Fujitsu says that its new technology will help to contain power consumption while supporting large-volume network traffic, enabling high-end services linking multiple cloud networks and ultra-high-definition video-conferencing, among other applications.
With the spread of data-intensive network services such as cloud computing and ultra-high-definition video distribution, the volume of data being transmitted over networks looks set to rise continuously. Accordingly, the amount of electricity consumed by networking equipment in 2025 is predicted to be 13 times the 2006 figure if no energy-saving measures are taken (according to the Japan Ministry of Economy, Trade and Industry’s ‘Green IT Initiative’ report, December 2007), leading to concerns about potentially serious energy shortages in the future.
Conventionally, switching between optical network paths requires that signals be converted from light to electricity and back again to light in order to be processed, requiring considerable power. An optical switch that processes optical signals as they are — without the need for conversion to electricity — would therefore greatly reduce its power requirements. This issue has spurred ongoing R&D for next-generation networks.
A optical waveguide switch is a design that arrays multiple optical switching elements in series, between an optical-signal input point and output point. By combining the operations of each optical switching element, a desired optical signal path can be created (see Figure 1).
Figure 1: Optical waveguide switch using silicon photonics technology.
An optical waveguide switch employing silicon photonics uses well-established silicon fabrication technology, allowing inexpensive mass production. Furthermore, optical switch devices based on nanometer-scale waveguides and control electronic circuits can be aligned in large numbers on the same substrate, so large-scale optical switches can be fabricated compactly, measuring just a few centimeters squared.
Large-scale optical-waveguide switches operate multiple optical switching elements simultaneously. However, the heat that this generates can degrade device performance, necessitating the lowest possible power consumption for each optical switching element.
With optical switching elements, the application of an electrical current to the refractive-index modulator causes electrons to accumulate in fine waveguides, which modulates the refractive index and switches the output port (Figure 2). With conventional optical switching elements made using fine-patterned silicon, the electron-accumulation efficiency in fine silicon waveguides is low, necessitating more current to achieve sufficient electron-accumulation, increasing power consumption.
Figure 2: Top view of optical switching element.
Fujitsu has therefore developed what it reckons is the first optical switching element that uses fine-patterned SiGe in the refractive-index modulator (Figure 3). Forming fine-patterned SiGe (which has a narrower energy bandgap than silicon) on top of silicon allows more efficient electron accumulation, and hence less power is required for switching.
Figure 3: Cross section of refractive-index modulator.
Prototype optical switch devices developed by Fujitsu operated on 1.5mW of power (about half the power required for conventional fine-patterned silicon optical switching elements), representing what is claimed to be the lowest power requirement in the world for an optical switching element capable of high-speed operation across a wide range of wavelengths.

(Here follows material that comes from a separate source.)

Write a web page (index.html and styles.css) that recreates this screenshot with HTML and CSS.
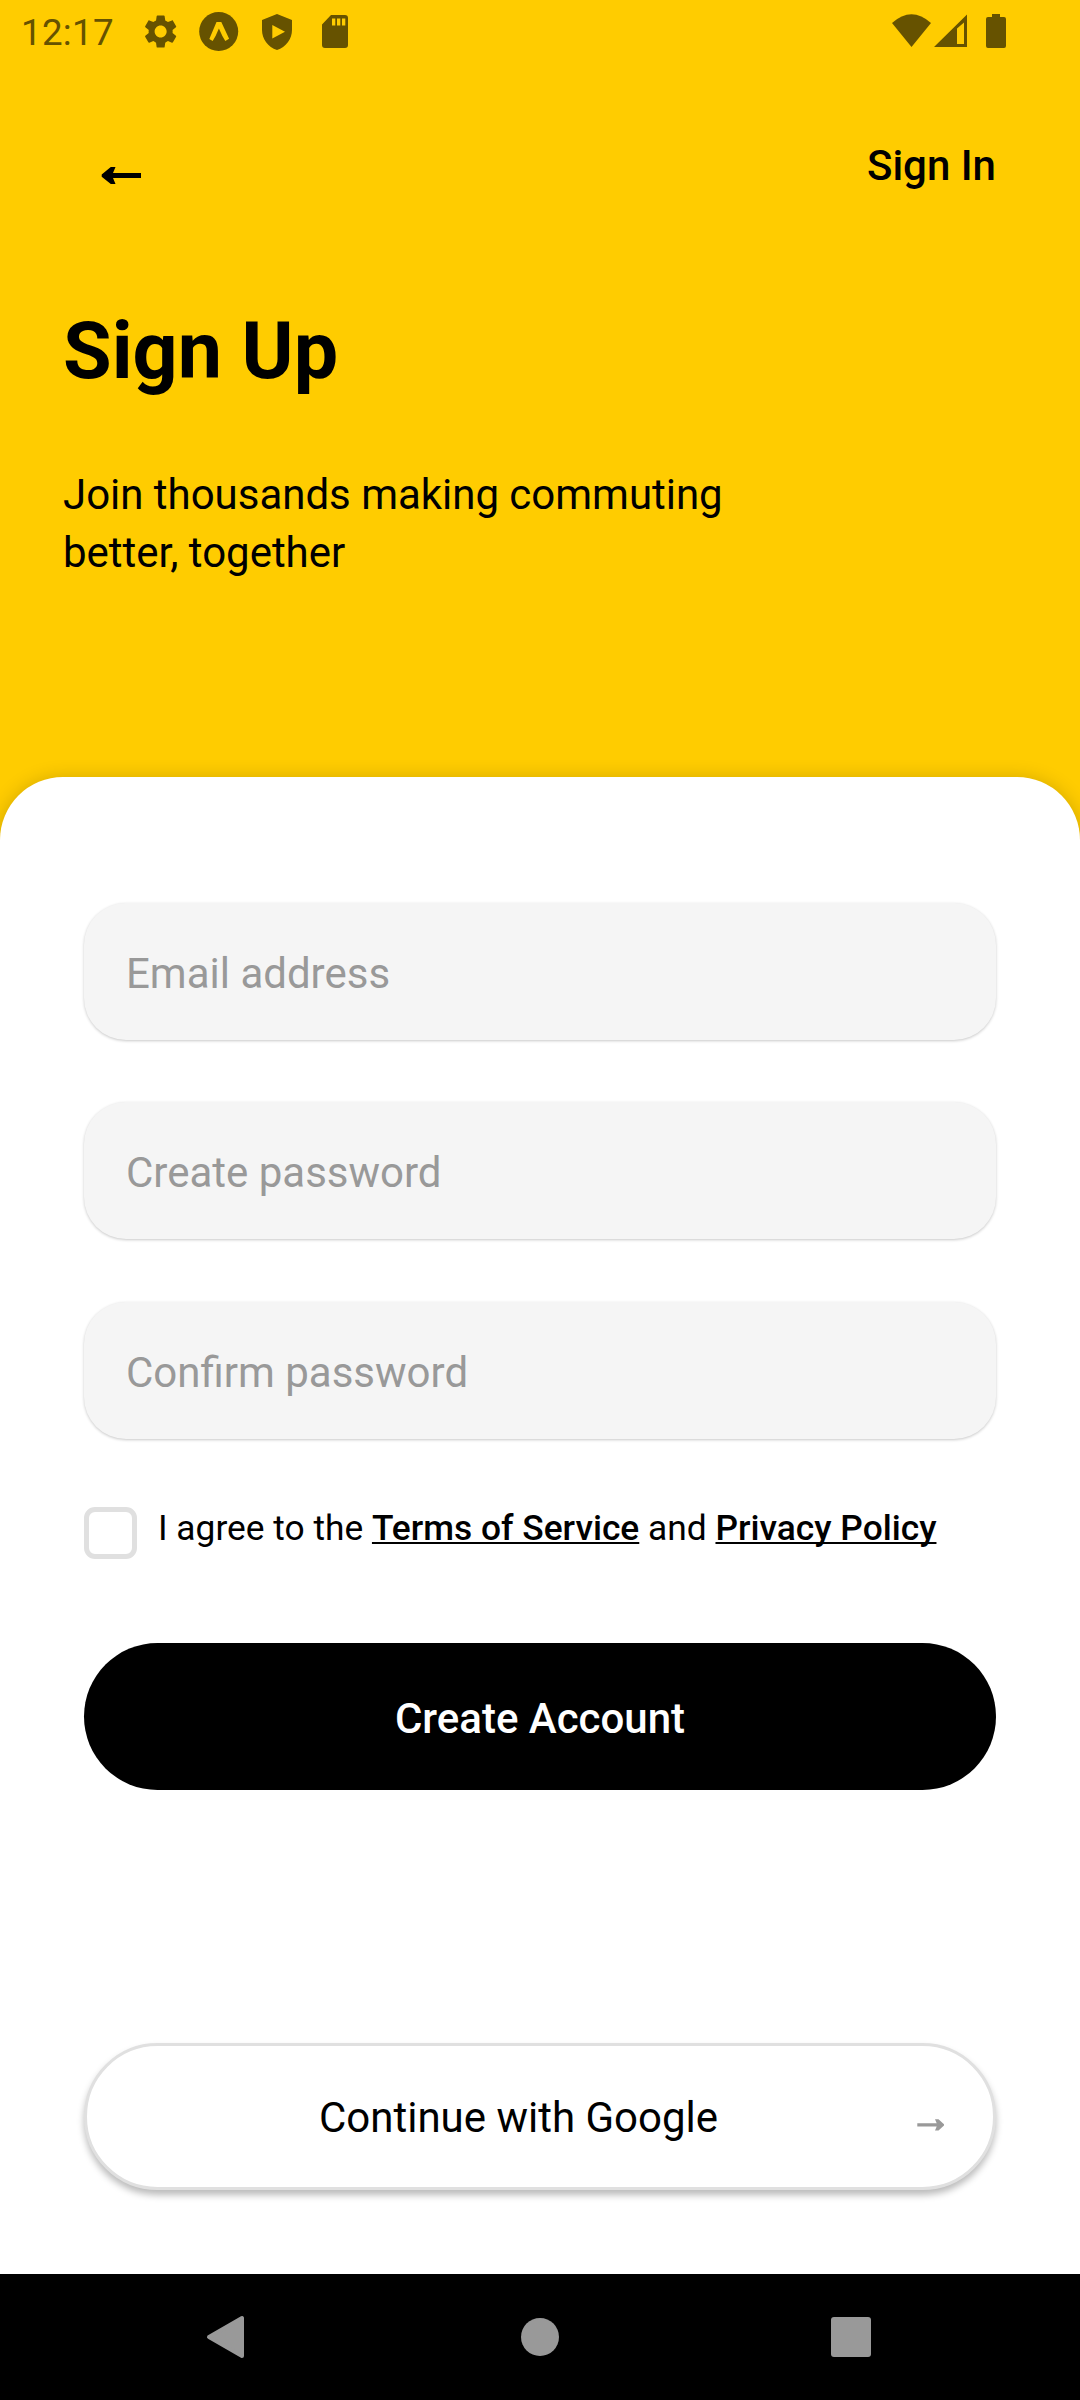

Fujitsu says that it aims to proceed with the development of large-scale integration as well as the integration technology for control electronic circuits, in order to realize large-scale optical switches enabling next-generation networks.
Part of Fujitsu’s research was undertaken as part of the ‘Vertically Integrated Center for Technologies of Optical Routing toward Ideal Energy Savings’ (VICTORIES) project, under the program ‘The Formation of Innovation Center for Fusion of Advanced Technologies’ sponsored by the Special Coordination Funds for Promoting Science and Technology, of Japan’s Ministry of Education, Culture, Sports, Science and Technology (MEXT).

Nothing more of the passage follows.